■ What is asked ■
Work through the data line by line, gathering every line that has the word "styles".

■ Provided material ■
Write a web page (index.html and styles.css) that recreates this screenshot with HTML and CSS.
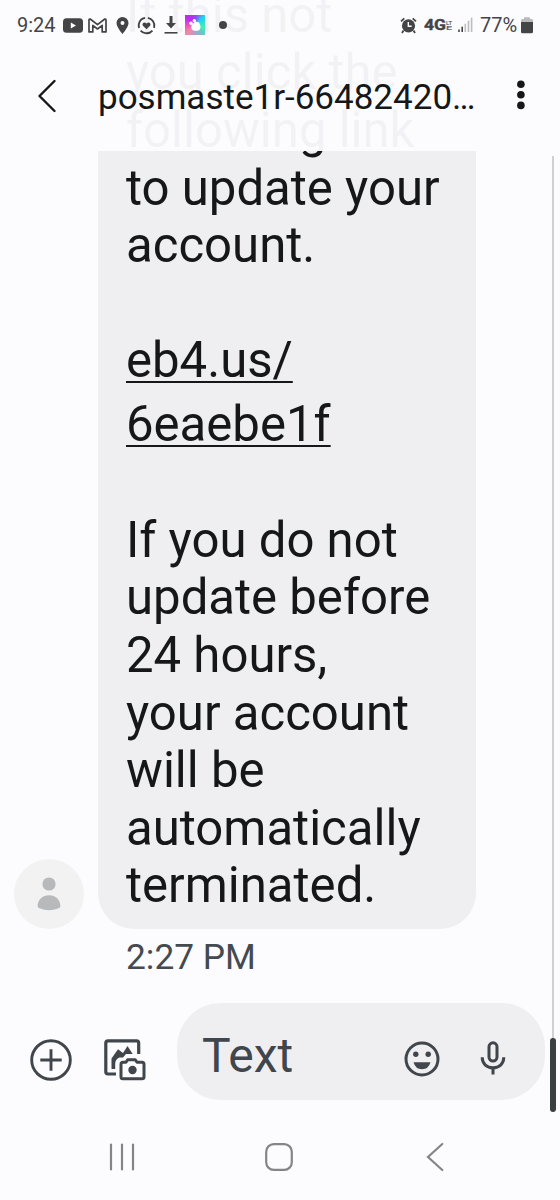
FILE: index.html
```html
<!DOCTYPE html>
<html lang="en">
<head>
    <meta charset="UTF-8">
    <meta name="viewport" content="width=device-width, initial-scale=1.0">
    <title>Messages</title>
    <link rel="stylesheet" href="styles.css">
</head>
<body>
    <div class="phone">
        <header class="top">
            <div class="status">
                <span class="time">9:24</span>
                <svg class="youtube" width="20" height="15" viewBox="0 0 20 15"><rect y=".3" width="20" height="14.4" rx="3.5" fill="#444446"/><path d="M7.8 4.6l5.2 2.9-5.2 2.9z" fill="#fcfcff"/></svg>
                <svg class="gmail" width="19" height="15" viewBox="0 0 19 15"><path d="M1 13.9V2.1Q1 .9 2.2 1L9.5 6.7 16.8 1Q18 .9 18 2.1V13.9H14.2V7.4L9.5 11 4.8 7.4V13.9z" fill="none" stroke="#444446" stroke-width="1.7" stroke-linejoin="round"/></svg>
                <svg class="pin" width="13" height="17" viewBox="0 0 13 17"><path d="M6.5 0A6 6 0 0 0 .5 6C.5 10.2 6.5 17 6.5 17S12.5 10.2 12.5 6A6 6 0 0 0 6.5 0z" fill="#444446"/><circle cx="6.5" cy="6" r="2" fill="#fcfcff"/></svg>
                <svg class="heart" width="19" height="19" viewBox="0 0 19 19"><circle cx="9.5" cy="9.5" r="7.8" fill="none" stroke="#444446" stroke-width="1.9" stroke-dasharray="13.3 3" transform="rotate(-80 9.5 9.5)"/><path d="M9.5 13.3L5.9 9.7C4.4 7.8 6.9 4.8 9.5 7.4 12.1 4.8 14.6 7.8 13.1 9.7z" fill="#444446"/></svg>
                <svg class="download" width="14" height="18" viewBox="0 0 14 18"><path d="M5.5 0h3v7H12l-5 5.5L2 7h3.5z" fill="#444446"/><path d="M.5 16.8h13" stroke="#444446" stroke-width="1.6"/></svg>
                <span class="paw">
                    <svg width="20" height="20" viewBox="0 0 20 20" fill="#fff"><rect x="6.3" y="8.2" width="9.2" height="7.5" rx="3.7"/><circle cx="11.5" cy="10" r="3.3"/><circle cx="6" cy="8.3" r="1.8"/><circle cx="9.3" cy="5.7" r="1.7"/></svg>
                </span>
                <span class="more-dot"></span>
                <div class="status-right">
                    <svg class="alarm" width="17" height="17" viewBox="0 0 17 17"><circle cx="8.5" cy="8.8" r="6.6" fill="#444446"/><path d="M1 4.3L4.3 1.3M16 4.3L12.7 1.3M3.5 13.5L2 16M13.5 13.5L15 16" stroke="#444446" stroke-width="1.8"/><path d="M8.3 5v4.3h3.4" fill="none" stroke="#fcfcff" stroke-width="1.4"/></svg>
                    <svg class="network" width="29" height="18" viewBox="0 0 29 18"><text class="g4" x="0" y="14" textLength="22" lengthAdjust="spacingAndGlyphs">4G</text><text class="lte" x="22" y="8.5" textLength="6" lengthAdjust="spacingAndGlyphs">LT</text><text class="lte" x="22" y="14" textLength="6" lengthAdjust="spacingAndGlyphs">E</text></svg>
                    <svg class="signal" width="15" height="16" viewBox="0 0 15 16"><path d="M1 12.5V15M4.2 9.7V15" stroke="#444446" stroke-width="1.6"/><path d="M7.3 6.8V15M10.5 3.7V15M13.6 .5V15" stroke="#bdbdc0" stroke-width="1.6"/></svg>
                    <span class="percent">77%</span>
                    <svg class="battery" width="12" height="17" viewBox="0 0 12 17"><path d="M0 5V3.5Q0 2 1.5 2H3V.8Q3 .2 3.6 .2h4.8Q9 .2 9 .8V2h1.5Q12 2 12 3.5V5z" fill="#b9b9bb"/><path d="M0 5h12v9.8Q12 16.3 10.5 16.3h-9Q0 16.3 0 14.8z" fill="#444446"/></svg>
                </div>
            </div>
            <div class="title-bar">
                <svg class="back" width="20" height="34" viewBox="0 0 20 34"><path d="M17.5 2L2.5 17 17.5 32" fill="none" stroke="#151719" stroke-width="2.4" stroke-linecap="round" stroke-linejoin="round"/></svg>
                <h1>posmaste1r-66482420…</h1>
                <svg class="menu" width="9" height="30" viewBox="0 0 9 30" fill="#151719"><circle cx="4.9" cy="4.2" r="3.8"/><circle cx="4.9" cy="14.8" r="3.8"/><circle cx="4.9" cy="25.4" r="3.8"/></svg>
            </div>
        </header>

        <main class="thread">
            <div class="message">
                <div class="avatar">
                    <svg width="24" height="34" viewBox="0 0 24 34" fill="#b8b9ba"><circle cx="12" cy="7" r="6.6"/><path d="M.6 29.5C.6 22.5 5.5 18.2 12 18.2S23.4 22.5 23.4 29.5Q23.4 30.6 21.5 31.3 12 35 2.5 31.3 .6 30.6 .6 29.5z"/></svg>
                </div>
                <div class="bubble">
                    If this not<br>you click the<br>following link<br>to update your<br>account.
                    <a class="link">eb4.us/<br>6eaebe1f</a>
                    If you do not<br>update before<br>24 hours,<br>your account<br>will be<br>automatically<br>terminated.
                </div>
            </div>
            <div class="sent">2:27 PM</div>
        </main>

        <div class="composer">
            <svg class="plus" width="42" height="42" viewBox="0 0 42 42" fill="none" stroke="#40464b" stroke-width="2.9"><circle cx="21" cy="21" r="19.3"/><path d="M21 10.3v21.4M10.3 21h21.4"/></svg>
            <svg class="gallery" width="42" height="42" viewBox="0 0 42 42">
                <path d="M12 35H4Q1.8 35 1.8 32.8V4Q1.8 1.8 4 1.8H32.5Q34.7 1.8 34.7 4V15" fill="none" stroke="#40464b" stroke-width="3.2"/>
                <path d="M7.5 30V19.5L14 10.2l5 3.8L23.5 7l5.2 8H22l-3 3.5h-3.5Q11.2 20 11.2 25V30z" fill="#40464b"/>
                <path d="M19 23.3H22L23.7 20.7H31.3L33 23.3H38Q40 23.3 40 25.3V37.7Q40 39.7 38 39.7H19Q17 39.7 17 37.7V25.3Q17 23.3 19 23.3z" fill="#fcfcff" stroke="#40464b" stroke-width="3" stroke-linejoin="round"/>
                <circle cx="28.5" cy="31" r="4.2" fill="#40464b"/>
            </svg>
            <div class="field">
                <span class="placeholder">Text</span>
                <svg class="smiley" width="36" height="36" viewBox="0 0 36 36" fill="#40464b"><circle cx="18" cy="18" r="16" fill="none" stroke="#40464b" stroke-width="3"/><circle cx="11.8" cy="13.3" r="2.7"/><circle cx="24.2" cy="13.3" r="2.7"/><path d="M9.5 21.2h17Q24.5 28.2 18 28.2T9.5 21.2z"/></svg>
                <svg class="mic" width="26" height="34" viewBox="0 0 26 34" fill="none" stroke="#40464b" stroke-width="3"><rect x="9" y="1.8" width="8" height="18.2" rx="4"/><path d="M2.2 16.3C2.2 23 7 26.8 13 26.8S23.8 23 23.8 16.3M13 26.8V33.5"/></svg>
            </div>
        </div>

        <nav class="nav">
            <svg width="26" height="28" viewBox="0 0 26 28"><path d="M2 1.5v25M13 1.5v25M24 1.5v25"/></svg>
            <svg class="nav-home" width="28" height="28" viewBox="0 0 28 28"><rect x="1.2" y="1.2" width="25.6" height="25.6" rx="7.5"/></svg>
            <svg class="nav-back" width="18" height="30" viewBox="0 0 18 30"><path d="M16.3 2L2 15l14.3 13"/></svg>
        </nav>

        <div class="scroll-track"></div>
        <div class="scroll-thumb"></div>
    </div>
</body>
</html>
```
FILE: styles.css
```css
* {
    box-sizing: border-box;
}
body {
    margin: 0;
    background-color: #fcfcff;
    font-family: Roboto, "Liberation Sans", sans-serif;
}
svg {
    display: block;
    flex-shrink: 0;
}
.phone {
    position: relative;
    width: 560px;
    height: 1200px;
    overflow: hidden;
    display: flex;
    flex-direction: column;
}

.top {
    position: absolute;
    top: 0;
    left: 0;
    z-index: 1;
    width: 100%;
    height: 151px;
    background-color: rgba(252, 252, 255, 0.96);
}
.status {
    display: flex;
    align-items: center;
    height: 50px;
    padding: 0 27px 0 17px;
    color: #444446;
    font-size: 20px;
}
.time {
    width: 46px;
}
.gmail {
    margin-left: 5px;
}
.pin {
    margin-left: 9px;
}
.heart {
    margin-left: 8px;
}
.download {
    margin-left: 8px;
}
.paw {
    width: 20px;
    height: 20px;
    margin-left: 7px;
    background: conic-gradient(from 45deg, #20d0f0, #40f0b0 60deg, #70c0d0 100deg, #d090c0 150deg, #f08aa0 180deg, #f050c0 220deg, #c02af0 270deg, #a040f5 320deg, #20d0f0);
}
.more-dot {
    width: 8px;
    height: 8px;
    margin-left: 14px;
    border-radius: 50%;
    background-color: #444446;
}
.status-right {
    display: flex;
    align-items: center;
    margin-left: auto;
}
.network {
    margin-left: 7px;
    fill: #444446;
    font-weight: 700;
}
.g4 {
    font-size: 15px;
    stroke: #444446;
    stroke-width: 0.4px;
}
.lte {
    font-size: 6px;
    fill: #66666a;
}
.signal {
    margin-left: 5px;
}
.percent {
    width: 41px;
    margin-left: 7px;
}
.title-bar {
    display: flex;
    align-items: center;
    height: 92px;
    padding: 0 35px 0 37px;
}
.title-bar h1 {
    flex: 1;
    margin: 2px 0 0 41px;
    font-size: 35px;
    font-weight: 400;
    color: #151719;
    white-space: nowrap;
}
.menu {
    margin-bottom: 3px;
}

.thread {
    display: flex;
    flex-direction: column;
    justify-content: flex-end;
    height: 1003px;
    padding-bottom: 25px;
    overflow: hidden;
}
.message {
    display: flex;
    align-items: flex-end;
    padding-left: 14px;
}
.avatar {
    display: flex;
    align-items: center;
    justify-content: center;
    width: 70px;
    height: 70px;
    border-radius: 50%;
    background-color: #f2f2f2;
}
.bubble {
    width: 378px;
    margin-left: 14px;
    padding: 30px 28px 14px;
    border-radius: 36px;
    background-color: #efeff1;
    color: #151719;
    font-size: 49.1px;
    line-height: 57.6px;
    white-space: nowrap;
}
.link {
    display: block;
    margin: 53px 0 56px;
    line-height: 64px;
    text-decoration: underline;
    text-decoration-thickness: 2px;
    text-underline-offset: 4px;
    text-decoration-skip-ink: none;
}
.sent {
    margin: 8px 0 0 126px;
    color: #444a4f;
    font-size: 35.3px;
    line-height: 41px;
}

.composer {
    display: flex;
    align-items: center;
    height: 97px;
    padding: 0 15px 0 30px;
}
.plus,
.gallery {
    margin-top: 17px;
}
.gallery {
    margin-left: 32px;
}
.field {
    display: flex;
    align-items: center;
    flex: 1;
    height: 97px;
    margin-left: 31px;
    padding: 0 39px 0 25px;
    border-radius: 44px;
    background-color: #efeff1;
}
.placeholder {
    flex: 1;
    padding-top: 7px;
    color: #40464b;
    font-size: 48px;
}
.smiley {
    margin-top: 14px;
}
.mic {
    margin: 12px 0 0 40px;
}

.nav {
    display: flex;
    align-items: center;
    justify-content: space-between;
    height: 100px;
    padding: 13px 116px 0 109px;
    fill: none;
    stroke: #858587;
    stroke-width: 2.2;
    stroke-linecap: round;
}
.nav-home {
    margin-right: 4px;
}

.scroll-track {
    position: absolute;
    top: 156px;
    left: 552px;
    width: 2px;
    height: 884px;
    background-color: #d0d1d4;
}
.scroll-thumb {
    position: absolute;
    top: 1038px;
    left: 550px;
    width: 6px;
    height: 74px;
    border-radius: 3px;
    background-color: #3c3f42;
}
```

■ Answer for the task ■
Write a web page (index.html and styles.css) that recreates this screenshot with HTML and CSS.
    <link rel="stylesheet" href="styles.css">
FILE: styles.css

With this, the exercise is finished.